IHU On-Line - Quais os eventos das transformações de maio de 68 na literatura? E que outros movimentos políticos trouxeram transformações ao campo literário?
Kelvin Falcão Klein - É muito difícil dar conta dessa questão: maio de 68 foi um evento que se espalhou em muitas direções, tomando muitas formas, atingindo artistas às vezes de forma direta, às vezes de forma sutil – como é o caso de Roberto Bolaño, por exemplo, um autor que leio e pesquiso há anos. Existe um sentimento de camaradagem, de desafio ao contexto político hegemônico, um senso de não-pertencimento em toda a obra de Bolaño e que me parece uma espécie de herança do maio de 68. Gosto de pensar nas repercussões desse evento para além de Paris, para além da Europa – pensar a presença tardia do maio de 68 na literatura latino-americana, por exemplo, não só com Bolaño, mas com vários outros nomes que armam suas ficções em torno à vida precária dos artistas nas cidades, à margem das grandes realizações (arquitetônicas, políticas, midiáticas), como Tununa Mercado, Sylvia Molloy, Ricardo Piglia, entre outros (embora haja também toda uma literatura sobre as promessas vazias de maio de 68 e as reverberações depressivas desse evento – a obra de Michel Houellebecq é representativa dessa vertente, especialmente sua obra-prima Partículas elementares).

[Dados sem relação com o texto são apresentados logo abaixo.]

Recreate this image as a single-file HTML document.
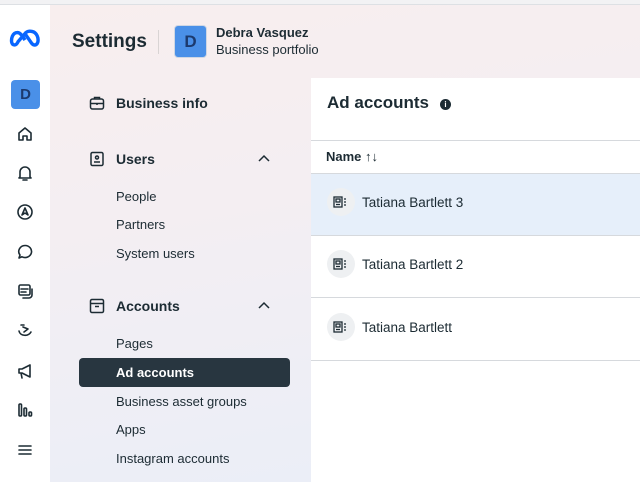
<!DOCTYPE html>
<html><head><style>
*{margin:0;padding:0;box-sizing:border-box}
body{width:640px;height:482px;overflow:hidden;font-family:"Liberation Sans",sans-serif;color:#1c2b33;position:relative;background:linear-gradient(170deg,#f8eeee 0%,#f4eef2 40%,#e9eef8 100%)}
.top{position:absolute;left:0;top:0;width:640px;height:5px;background:#f2f2f4;border-bottom:1px solid #dde0e4}
.rail{position:absolute;left:0;top:5px;width:50px;height:477px;background:#fff}
.ic{position:absolute;left:15px;width:20px;height:20px}
.ic svg{width:20px;height:20px;fill:none;stroke:#1c2b33;stroke-width:1.6;stroke-linecap:round;stroke-linejoin:round}
.t{position:absolute;white-space:nowrap}
.panel{position:absolute;left:311px;top:78px;width:329px;height:404px;background:#fff}
.row{position:absolute;left:0;width:329px;border-bottom:1px solid #d6d9dd}
.ri{position:absolute;left:16px;width:28px;height:28px;border-radius:50%;background:#eef0f2}
.nav{font-size:14px;color:#1c2b33}
</style></head><body>
<div class="top"></div>
<div class="rail">
 <svg style="position:absolute;left:9px;top:24px" width="32" height="20" viewBox="0 0 30 18"><path d="M8 3C3 3 2 9 2.5 12c.6 3 4 4 6-.5L15 4c2-3 5-2.5 7-2 4 1 6 6 5 10-1 3-4 4-6.5 0L15 4" fill="none" stroke="#0866ff" stroke-width="3.2" stroke-linecap="round"/><path d="M8 3c2.5 0 4.5 3 7 7" fill="none" stroke="#0866ff" stroke-width="3.2"/></svg>
 <div style="position:absolute;left:11px;top:75px;width:29px;height:29px;border-radius:4px;background:#4a90e8;color:#1c3a6e;font-weight:bold;font-size:15px;text-align:center;line-height:29px">D</div>
 <div class="ic" style="top:119px"><svg viewBox="0 0 20 20"><path d="M4 9l6-5 6 5v7h-4v-4h-4v4H4z"/></svg></div>
 <div class="ic" style="top:158px"><svg viewBox="0 0 20 20"><path d="M5 14V9a5 5 0 0110 0v5l1 1H4zM8 17h4"/></svg></div>
 <div class="ic" style="top:197px"><svg viewBox="0 0 20 20"><circle cx="10" cy="10" r="7"/><path d="M7 13l3-7 3 7-3-2z"/></svg></div>
 <div class="ic" style="top:237px"><svg viewBox="0 0 20 20"><path d="M10 3.5a6.5 6 0 11-3 11.3L4 16l1-3A6.5 6 0 0110 3.5z"/></svg></div>
 <div class="ic" style="top:276px"><svg viewBox="0 0 20 20"><rect x="4" y="4" width="11" height="10" rx="1.5"/><path d="M6 8h7M6 11h5M17 8v6a3 3 0 01-3 3h-6"/></svg></div>
 <div class="ic" style="top:316px"><svg viewBox="0 0 20 20"><path d="M4 10c1 5 9 6 12 1M8 6l5 2-4 3M6 4h3"/></svg></div>
 <div class="ic" style="top:356px"><svg viewBox="0 0 20 20"><path d="M4 8h3l8-4v12l-8-4H4zM6 12l1 5"/></svg></div>
 <div class="ic" style="top:395px"><svg viewBox="0 0 20 20"><rect x="4" y="4" width="2.5" height="12" rx="1"/><rect x="9" y="8" width="2.5" height="8" rx="1"/><rect x="14" y="12" width="2.5" height="4" rx="1"/></svg></div>
 <div class="ic" style="top:435px"><svg viewBox="0 0 20 20"><path d="M4 6h12M4 10h12M4 14h12"/></svg></div>
</div>
<div class="t" style="left:72px;top:31px;font-size:19px;font-weight:bold">Settings</div>
<div style="position:absolute;left:158px;top:30px;width:1px;height:24px;background:#d9d4d4"></div>
<div style="position:absolute;left:174px;top:25px;width:33px;height:33px;border-radius:4px;background:#4a90e8;border:1px solid #cfd7e4;color:#1c3a6e;font-weight:bold;font-size:17px;text-align:center;line-height:31px">D</div>
<div class="t" style="left:216px;top:25px;font-size:13px;font-weight:bold">Debra Vasquez</div>
<div class="t" style="left:216px;top:42px;font-size:13px">Business portfolio</div>

<svg style="position:absolute;left:89px;top:95px" width="16" height="16" viewBox="0 0 16 16" fill="none" stroke="#1c2b33" stroke-width="1.5"><rect x="1.5" y="4" width="13" height="10" rx="2"/><path d="M5.5 4V2.5h5V4M1.5 8.5h13M8 8v2"/></svg>
<div class="t nav" style="left:116px;top:95px;font-weight:bold">Business info</div>
<svg style="position:absolute;left:89px;top:151px" width="16" height="16" viewBox="0 0 16 16" fill="none" stroke="#1c2b33" stroke-width="1.5"><rect x="2" y="1.5" width="12" height="13" rx="1.5"/><circle cx="8" cy="6.5" r="1.5"/><path d="M5 11h6"/></svg>
<div class="t nav" style="left:116px;top:151px;font-weight:bold">Users</div>
<svg style="position:absolute;left:258px;top:154px" width="12" height="8" viewBox="0 0 12 8" fill="none" stroke="#1c2b33" stroke-width="1.5"><path d="M1 7l5-5 5 5"/></svg>
<div class="t nav" style="left:116px;top:189px;font-size:13px">People</div>
<div class="t nav" style="left:116px;top:217px;font-size:13px">Partners</div>
<div class="t nav" style="left:116px;top:246px;font-size:13px">System users</div>
<svg style="position:absolute;left:89px;top:298px" width="16" height="16" viewBox="0 0 16 16" fill="none" stroke="#1c2b33" stroke-width="1.5"><rect x="1.5" y="1.5" width="13" height="13" rx="1.5"/><path d="M1.5 5.5h13M6 8.5h4"/></svg>
<div class="t nav" style="left:116px;top:298px;font-weight:bold">Accounts</div>
<svg style="position:absolute;left:258px;top:301px" width="12" height="8" viewBox="0 0 12 8" fill="none" stroke="#1c2b33" stroke-width="1.5"><path d="M1 7l5-5 5 5"/></svg>
<div class="t nav" style="left:116px;top:336px;font-size:13px">Pages</div>
<div style="position:absolute;left:79px;top:358px;width:211px;height:29px;border-radius:4px;background:#283640"></div>
<div class="t" style="left:116px;top:365px;font-size:13px;font-weight:bold;color:#fff">Ad accounts</div>
<div class="t nav" style="left:116px;top:394px;font-size:13px">Business asset groups</div>
<div class="t nav" style="left:116px;top:422px;font-size:13px">Apps</div>
<div class="t nav" style="left:116px;top:451px;font-size:13px">Instagram accounts</div>

<div class="panel">
 <div class="t" style="left:16px;top:15px;font-size:17px;font-weight:bold">Ad accounts</div>
 <div style="position:absolute;left:129px;top:21px;width:11px;height:11px;border-radius:50%;background:#1c2b33;color:#fff;font-size:8px;font-weight:bold;text-align:center;line-height:11px">i</div>
 <div class="row" style="top:0;height:63px"></div>
 <div class="row" style="top:63px;height:33px;border-bottom:none"></div>
 <div class="t" style="left:15px;top:71px;font-size:13px;font-weight:bold">Name ↑↓</div>
 <div class="row" style="top:95px;height:63px;background:#e6effa;border-top:1px solid #d6d9dd"></div>
 <div class="row" style="top:158px;height:62px"></div>
 <div class="row" style="top:220px;height:63px"></div>
 <div class="ri" style="top:110px"></div><div class="ri" style="top:172px"></div><div class="ri" style="top:235px"></div>
 <div class="t" style="left:51px;top:117px;font-size:13.5px">Tatiana Bartlett 3</div>
 <div class="t" style="left:51px;top:179px;font-size:13.5px">Tatiana Bartlett 2</div>
 <div class="t" style="left:51px;top:242px;font-size:13.5px">Tatiana Bartlett</div>
</div>
<svg style="position:absolute;left:333px;top:196px" width="14" height="12" viewBox="0 0 14 12" fill="none" stroke="#1c2b33" stroke-width="1.3"><rect x="1" y="1" width="8" height="10"/><rect x="3" y="3" width="4" height="3"/><path d="M3 8.5h4M11 3h2M11 6h2M11 9h2"/></svg>
<svg style="position:absolute;left:333px;top:258px" width="14" height="12" viewBox="0 0 14 12" fill="none" stroke="#1c2b33" stroke-width="1.3"><rect x="1" y="1" width="8" height="10"/><rect x="3" y="3" width="4" height="3"/><path d="M3 8.5h4M11 3h2M11 6h2M11 9h2"/></svg>
<svg style="position:absolute;left:333px;top:321px" width="14" height="12" viewBox="0 0 14 12" fill="none" stroke="#1c2b33" stroke-width="1.3"><rect x="1" y="1" width="8" height="10"/><rect x="3" y="3" width="4" height="3"/><path d="M3 8.5h4M11 3h2M11 6h2M11 9h2"/></svg>
</body></html>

Recuando um pouco no tempo, é preciso resgatar um livro que até hoje não foi plenamente absorvido, seja pela literatura brasileira, seja pela literatura mundial: Os sertões, de Euclides da Cunha, motivado por um movimento político e transformador do campo literário. O massacre de Canudos instaurou esse paradigma de violência sob o qual vivemos até hoje e Euclides tanto relatou sua dinâmica e seus eventos quanto inventou uma nova forma (híbrida, tensa) de relacionar realidade e ficção, estética e política, linguagem e materialidade.